Exercise » Make an exact copy of all the material below, apart from the pictures.

* * *

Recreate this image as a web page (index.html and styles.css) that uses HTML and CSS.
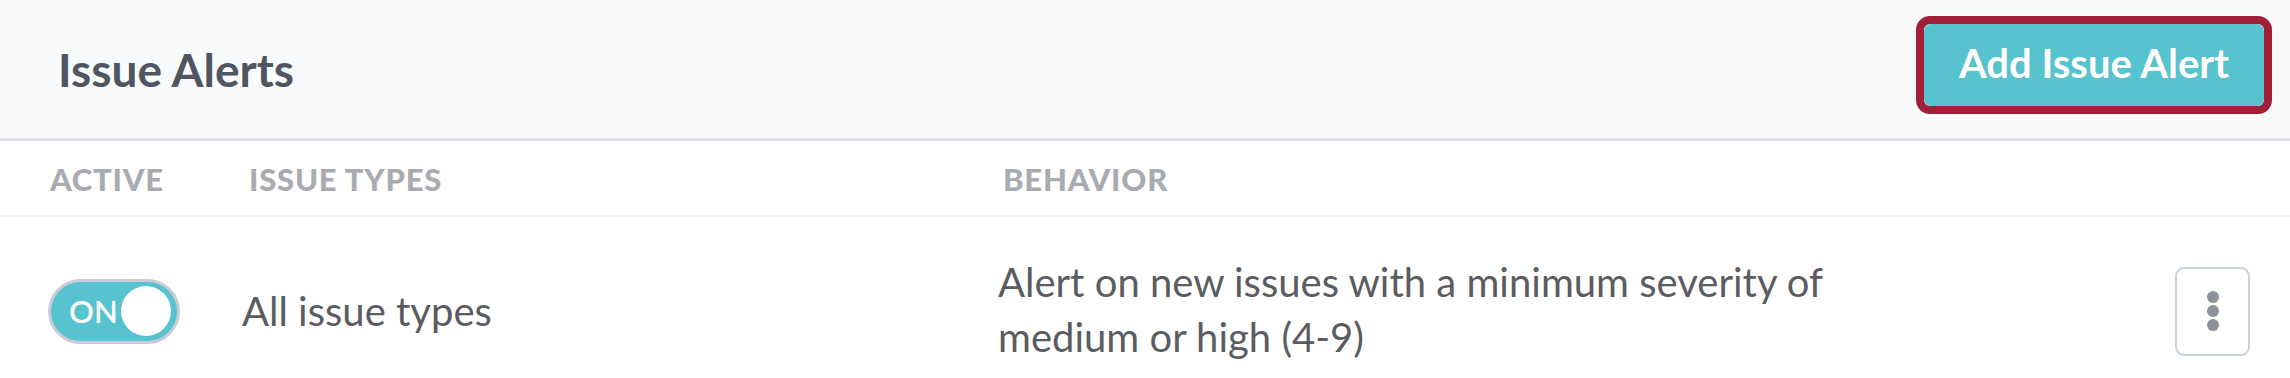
FILE: index.html
```html
<!DOCTYPE html>
<html lang="en">
<head>
<meta charset="utf-8">
<title>Issue Alerts</title>
<link rel="stylesheet" href="styles.css">
</head>
<body>
<div class="panel">
  <header class="panel-header">
    <h2 class="panel-title">Issue Alerts</h2>
    <div class="focus-ring"><button class="btn-primary">Add Issue Alert</button></div>
  </header>
  <div class="table">
    <div class="row head">
      <div class="cell c-active">Active</div>
      <div class="cell c-types">Issue Types</div>
      <div class="cell c-behavior">Behavior</div>
      <div class="cell c-actions"></div>
    </div>
    <div class="row body">
      <div class="cell c-active">
        <div class="toggle"><span class="toggle-label">ON</span><span class="knob"></span></div>
      </div>
      <div class="cell c-types">All issue types</div>
      <div class="cell c-behavior"><p class="behavior-text">Alert on new issues with a minimum severity of medium or high (4-9)</p></div>
      <div class="cell c-actions">
        <button class="kebab"><span class="dot"></span><span class="dot"></span><span class="dot"></span></button>
      </div>
    </div>
  </div>
</div>
</body>
</html>
```
FILE: styles.css
```css
* { box-sizing: border-box; }
html, body { margin: 0; padding: 0; background: #ffffff; }
body { font-family: Lato, "Noto Sans", sans-serif; }

.panel-header {
  height: 141px;
  background: #f9fafc;
  border-bottom: 3px solid #dde0e6;
  display: flex;
  align-items: center;
  justify-content: space-between;
  padding: 0 18px 0 58px;
}
.panel-title {
  margin: 0;
  font-size: 46px;
  font-weight: 700;
  color: #4f5662;
}
.focus-ring {
  border: 8px solid #a11f37;
  border-radius: 14px;
  margin-top: -8px;
}
.btn-primary {
  display: block;
  width: 340px;
  height: 82px;
  border: none;
  border-radius: 7px;
  background: #56c3ce;
  color: #ffffff;
  font-family: Lato, "Noto Sans", sans-serif;
  font-size: 40px;
  font-weight: 700;
  padding: 0 0 4px;
}

.row {
  display: grid;
  grid-template-columns: 194px 756px 1fr 115px;
  padding-left: 48px;
  align-items: center;
}
.row.head {
  height: 76px;
  border-bottom: 2px solid #f2f3f5;
}
.row.head .cell {
  font-size: 31px;
  font-weight: 900;
  letter-spacing: 0.8px;
  text-transform: uppercase;
  color: #a9abb1;
  padding-top: 2px;
}
.row.head .c-active { padding-left: 2px; }
.row.head .c-types { padding-left: 7px; }
.row.head .c-behavior { padding-left: 5px; }

.row.body {
  height: 161px;
  padding-top: 27px;
  color: #5a5c61;
  font-size: 40px;
}
.behavior-text {
  margin: 0;
  width: 880px;
  line-height: 55px;
  padding-bottom: 2px;
}

.toggle {
  width: 132px;
  height: 65px;
  border-radius: 33px;
  background: #56c3ce;
  border: 3px solid #c9ccd6;
  display: flex;
  align-items: center;
  justify-content: space-between;
  padding: 0 6px 0 18px;
}
.toggle-label {
  color: #ffffff;
  font-size: 31px;
  font-weight: 600;
}
.knob {
  width: 50px;
  height: 50px;
  border-radius: 50%;
  background: #ffffff;
}

.c-actions { display: flex; justify-content: flex-start; }
.kebab {
  width: 75px;
  height: 89px;
  border: 2px solid #c8d2db;
  border-radius: 9px;
  background: #ffffff;
  display: flex;
  flex-direction: column;
  align-items: center;
  justify-content: center;
  gap: 2px;
  padding: 0;
}
.dot {
  width: 12px;
  height: 12px;
  border-radius: 50%;
  background: #8a919b;
}
```
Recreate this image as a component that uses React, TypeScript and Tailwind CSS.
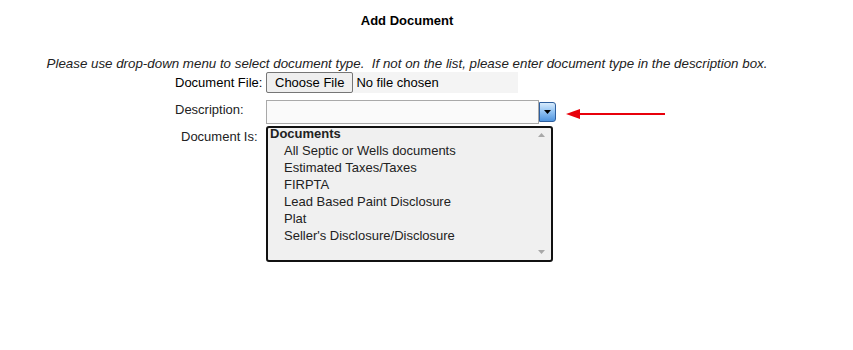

* * *

Exercise solution »
Recreate this image as a web page (index.html and styles.css) that uses HTML and CSS.
FILE: index.html
```html
<!DOCTYPE html>
<html lang="en">
<head>
<meta charset="utf-8">
<title>Issue Alerts</title>
<link rel="stylesheet" href="styles.css">
</head>
<body>
<div class="panel">
  <header class="panel-header">
    <h2 class="panel-title">Issue Alerts</h2>
    <div class="focus-ring"><button class="btn-primary">Add Issue Alert</button></div>
  </header>
  <div class="table">
    <div class="row head">
      <div class="cell c-active">Active</div>
      <div class="cell c-types">Issue Types</div>
      <div class="cell c-behavior">Behavior</div>
      <div class="cell c-actions"></div>
    </div>
    <div class="row body">
      <div class="cell c-active">
        <div class="toggle"><span class="toggle-label">ON</span><span class="knob"></span></div>
      </div>
      <div class="cell c-types">All issue types</div>
      <div class="cell c-behavior"><p class="behavior-text">Alert on new issues with a minimum severity of medium or high (4-9)</p></div>
      <div class="cell c-actions">
        <button class="kebab"><span class="dot"></span><span class="dot"></span><span class="dot"></span></button>
      </div>
    </div>
  </div>
</div>
</body>
</html>
```
FILE: styles.css
```css
* { box-sizing: border-box; }
html, body { margin: 0; padding: 0; background: #ffffff; }
body { font-family: Lato, "Noto Sans", sans-serif; }

.panel-header {
  height: 141px;
  background: #f9fafc;
  border-bottom: 3px solid #dde0e6;
  display: flex;
  align-items: center;
  justify-content: space-between;
  padding: 0 18px 0 58px;
}
.panel-title {
  margin: 0;
  font-size: 46px;
  font-weight: 700;
  color: #4f5662;
}
.focus-ring {
  border: 8px solid #a11f37;
  border-radius: 14px;
  margin-top: -8px;
}
.btn-primary {
  display: block;
  width: 340px;
  height: 82px;
  border: none;
  border-radius: 7px;
  background: #56c3ce;
  color: #ffffff;
  font-family: Lato, "Noto Sans", sans-serif;
  font-size: 40px;
  font-weight: 700;
  padding: 0 0 4px;
}

.row {
  display: grid;
  grid-template-columns: 194px 756px 1fr 115px;
  padding-left: 48px;
  align-items: center;
}
.row.head {
  height: 76px;
  border-bottom: 2px solid #f2f3f5;
}
.row.head .cell {
  font-size: 31px;
  font-weight: 900;
  letter-spacing: 0.8px;
  text-transform: uppercase;
  color: #a9abb1;
  padding-top: 2px;
}
.row.head .c-active { padding-left: 2px; }
.row.head .c-types { padding-left: 7px; }
.row.head .c-behavior { padding-left: 5px; }

.row.body {
  height: 161px;
  padding-top: 27px;
  color: #5a5c61;
  font-size: 40px;
}
.behavior-text {
  margin: 0;
  width: 880px;
  line-height: 55px;
  padding-bottom: 2px;
}

.toggle {
  width: 132px;
  height: 65px;
  border-radius: 33px;
  background: #56c3ce;
  border: 3px solid #c9ccd6;
  display: flex;
  align-items: center;
  justify-content: space-between;
  padding: 0 6px 0 18px;
}
.toggle-label {
  color: #ffffff;
  font-size: 31px;
  font-weight: 600;
}
.knob {
  width: 50px;
  height: 50px;
  border-radius: 50%;
  background: #ffffff;
}

.c-actions { display: flex; justify-content: flex-start; }
.kebab {
  width: 75px;
  height: 89px;
  border: 2px solid #c8d2db;
  border-radius: 9px;
  background: #ffffff;
  display: flex;
  flex-direction: column;
  align-items: center;
  justify-content: center;
  gap: 2px;
  padding: 0;
}
.dot {
  width: 12px;
  height: 12px;
  border-radius: 50%;
  background: #8a919b;
}
```
Recreate this image as a component that uses React, TypeScript and Tailwind CSS.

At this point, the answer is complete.